[Interface markup and scripts]

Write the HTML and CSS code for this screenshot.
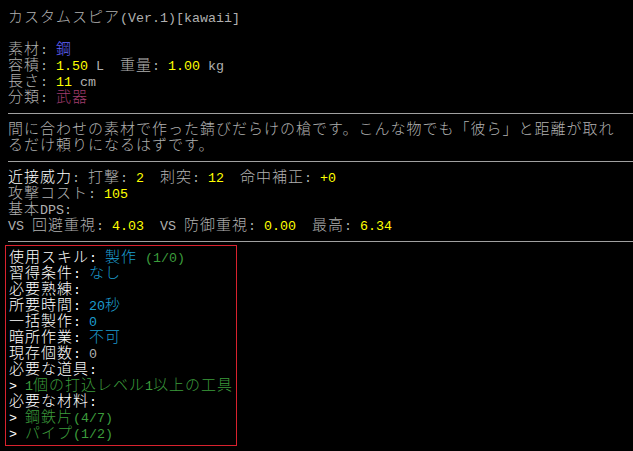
FILE: index.html
```html
<!DOCTYPE html>
<html lang="ja">
<head>
    <meta charset="UTF-8">
    <title>カスタムスピア</title>
    <link rel="stylesheet" href="styles.css">
</head>
<body>
    <div class="screen">
        <div class="row">カスタムスピア<span class="a">(Ver.1)[kawaii]</span></div>
        <div class="row"></div>
        <div class="row">素材<span class="a">: </span><span class="b">鋼</span></div>
        <div class="row">容積<span class="a">: </span><span class="a y">1.50</span><span class="a"> L  </span>重量<span class="a">: </span><span class="a y">1.00</span><span class="a"> kg</span></div>
        <div class="row">長さ<span class="a">: </span><span class="a y">11</span><span class="a"> cm</span></div>
        <div class="row">分類<span class="a">: </span><span class="m">武器</span></div>
        <div class="sep"></div>
        <div class="row">間に合わせの素材で作った錆びだらけの槍です。こんな物でも「彼ら」と距離が取れ</div>
        <div class="row">るだけ頼りになるはずです。</div>
        <div class="sep"></div>
        <div class="row"><span class="w">近接威力</span><span class="a">: </span>打撃<span class="a">: </span><span class="a y">2</span><span class="a">  </span>刺突<span class="a">: </span><span class="a y">12</span><span class="a">  </span>命中補正<span class="a">: </span><span class="a y">+0</span></div>
        <div class="row">攻撃コスト<span class="a">: </span><span class="a y">105</span></div>
        <div class="row">基本<span class="a">DPS:</span></div>
        <div class="row"><span class="a">VS </span>回避重視<span class="a">: </span><span class="a y">4.03</span><span class="a">  VS </span>防御重視<span class="a">: </span><span class="a y">0.00</span><span class="a">  </span>最高<span class="a">: </span><span class="a y">6.34</span></div>
        <div class="sep last"></div>

        <div class="recipe">
            <div class="row w">使用スキル<span class="a">: </span><span class="c">製作</span><span class="a g"> (1/0)</span></div>
            <div class="row w">習得条件<span class="a">: </span><span class="c">なし</span></div>
            <div class="row w">必要熟練<span class="a">:</span></div>
            <div class="row w">所要時間<span class="a">: </span><span class="a c">20</span><span class="c">秒</span></div>
            <div class="row w">一括製作<span class="a">: </span><span class="a c">0</span></div>
            <div class="row w">暗所作業<span class="a">: </span><span class="c">不可</span></div>
            <div class="row w">現存個数<span class="a">: </span><span class="a k">0</span></div>
            <div class="row w">必要な道具<span class="a">:</span></div>
            <div class="row w"><span class="a">&gt; </span><span class="g"><span class="a">1</span>個の打込レベル<span class="a">1</span>以上の工具</span></div>
            <div class="row w">必要な材料<span class="a">:</span></div>
            <div class="row w"><span class="a">&gt; </span><span class="g">鋼鉄片<span class="a">(4/7)</span></span></div>
            <div class="row w"><span class="a">&gt; </span><span class="g">パイプ<span class="a">(1/2)</span></span></div>
        </div>
    </div>
</body>
</html>
```

FILE: styles.css
```css
body {
    margin: 0;
    background-color: #000;
    color: #b0b0b0;
    font-family: "Noto Sans CJK JP", sans-serif;
    font-size: 15px;
    font-weight: 300;
    letter-spacing: 1px;
    overflow: hidden;
}
.screen {
    padding: 8px 0 0 8px;
}
.row {
    height: 16px;
    line-height: 16px;
    white-space: pre;
}
.a {
    font-family: "Liberation Mono", monospace;
    font-size: 13.33px;
    font-weight: 400;
    letter-spacing: 0;
}
.sep {
    height: 9px;
    border-bottom: 1px solid #a0a0a0;
    margin-bottom: 6px;
}
.sep.last {
    margin-bottom: 3px;
}
.recipe {
    box-sizing: border-box;
    width: 232px;
    margin-left: -3px;
    padding: 2px 3px 5px 3px;
    border: 1px solid #d8222e;
}
.k { color: #b0b0b0; }
.w { color: #ffffff; }
.y { color: #ffff00; }
.b { color: #6464ff; }
.m { color: #a03c6e; }
.c { color: #1c9cce; }
.g { color: #3c9c3c; }
```
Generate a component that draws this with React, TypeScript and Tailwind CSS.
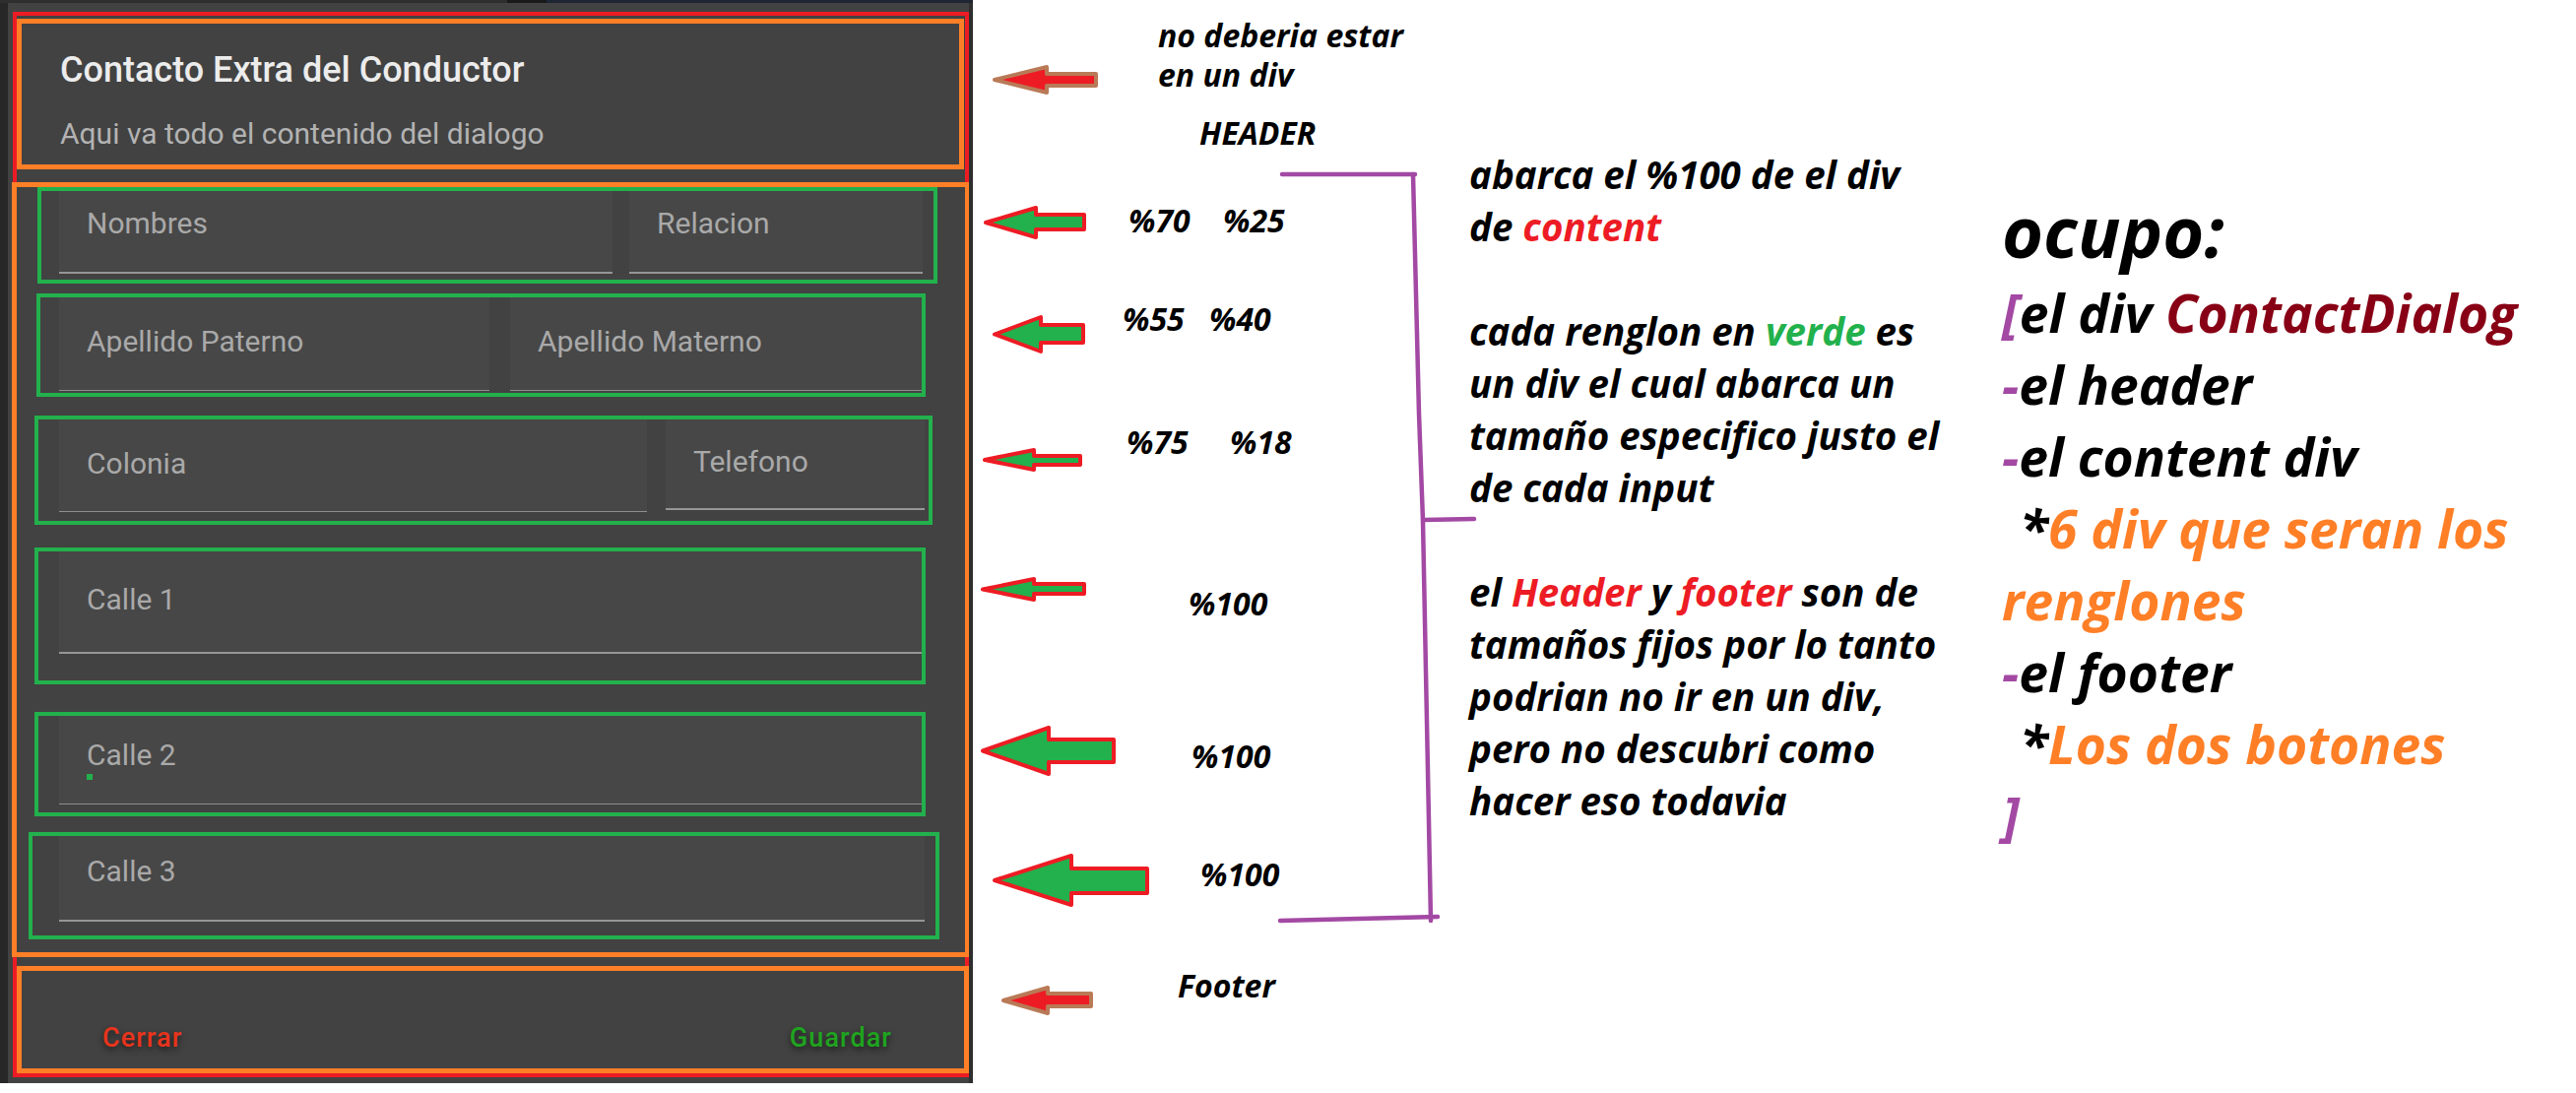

- **Task requirements**
Transcribe the full listing above exactly as it stands, minus the pictures.

- **Full answer**
Write the HTML and CSS code for this screenshot.
FILE: index.html
```html
<!DOCTYPE html>
<html lang="ja">
<head>
    <meta charset="UTF-8">
    <title>カスタムスピア</title>
    <link rel="stylesheet" href="styles.css">
</head>
<body>
    <div class="screen">
        <div class="row">カスタムスピア<span class="a">(Ver.1)[kawaii]</span></div>
        <div class="row"></div>
        <div class="row">素材<span class="a">: </span><span class="b">鋼</span></div>
        <div class="row">容積<span class="a">: </span><span class="a y">1.50</span><span class="a"> L  </span>重量<span class="a">: </span><span class="a y">1.00</span><span class="a"> kg</span></div>
        <div class="row">長さ<span class="a">: </span><span class="a y">11</span><span class="a"> cm</span></div>
        <div class="row">分類<span class="a">: </span><span class="m">武器</span></div>
        <div class="sep"></div>
        <div class="row">間に合わせの素材で作った錆びだらけの槍です。こんな物でも「彼ら」と距離が取れ</div>
        <div class="row">るだけ頼りになるはずです。</div>
        <div class="sep"></div>
        <div class="row"><span class="w">近接威力</span><span class="a">: </span>打撃<span class="a">: </span><span class="a y">2</span><span class="a">  </span>刺突<span class="a">: </span><span class="a y">12</span><span class="a">  </span>命中補正<span class="a">: </span><span class="a y">+0</span></div>
        <div class="row">攻撃コスト<span class="a">: </span><span class="a y">105</span></div>
        <div class="row">基本<span class="a">DPS:</span></div>
        <div class="row"><span class="a">VS </span>回避重視<span class="a">: </span><span class="a y">4.03</span><span class="a">  VS </span>防御重視<span class="a">: </span><span class="a y">0.00</span><span class="a">  </span>最高<span class="a">: </span><span class="a y">6.34</span></div>
        <div class="sep last"></div>

        <div class="recipe">
            <div class="row w">使用スキル<span class="a">: </span><span class="c">製作</span><span class="a g"> (1/0)</span></div>
            <div class="row w">習得条件<span class="a">: </span><span class="c">なし</span></div>
            <div class="row w">必要熟練<span class="a">:</span></div>
            <div class="row w">所要時間<span class="a">: </span><span class="a c">20</span><span class="c">秒</span></div>
            <div class="row w">一括製作<span class="a">: </span><span class="a c">0</span></div>
            <div class="row w">暗所作業<span class="a">: </span><span class="c">不可</span></div>
            <div class="row w">現存個数<span class="a">: </span><span class="a k">0</span></div>
            <div class="row w">必要な道具<span class="a">:</span></div>
            <div class="row w"><span class="a">&gt; </span><span class="g"><span class="a">1</span>個の打込レベル<span class="a">1</span>以上の工具</span></div>
            <div class="row w">必要な材料<span class="a">:</span></div>
            <div class="row w"><span class="a">&gt; </span><span class="g">鋼鉄片<span class="a">(4/7)</span></span></div>
            <div class="row w"><span class="a">&gt; </span><span class="g">パイプ<span class="a">(1/2)</span></span></div>
        </div>
    </div>
</body>
</html>
```

FILE: styles.css
```css
body {
    margin: 0;
    background-color: #000;
    color: #b0b0b0;
    font-family: "Noto Sans CJK JP", sans-serif;
    font-size: 15px;
    font-weight: 300;
    letter-spacing: 1px;
    overflow: hidden;
}
.screen {
    padding: 8px 0 0 8px;
}
.row {
    height: 16px;
    line-height: 16px;
    white-space: pre;
}
.a {
    font-family: "Liberation Mono", monospace;
    font-size: 13.33px;
    font-weight: 400;
    letter-spacing: 0;
}
.sep {
    height: 9px;
    border-bottom: 1px solid #a0a0a0;
    margin-bottom: 6px;
}
.sep.last {
    margin-bottom: 3px;
}
.recipe {
    box-sizing: border-box;
    width: 232px;
    margin-left: -3px;
    padding: 2px 3px 5px 3px;
    border: 1px solid #d8222e;
}
.k { color: #b0b0b0; }
.w { color: #ffffff; }
.y { color: #ffff00; }
.b { color: #6464ff; }
.m { color: #a03c6e; }
.c { color: #1c9cce; }
.g { color: #3c9c3c; }
```
Generate a component that draws this with React, TypeScript and Tailwind CSS.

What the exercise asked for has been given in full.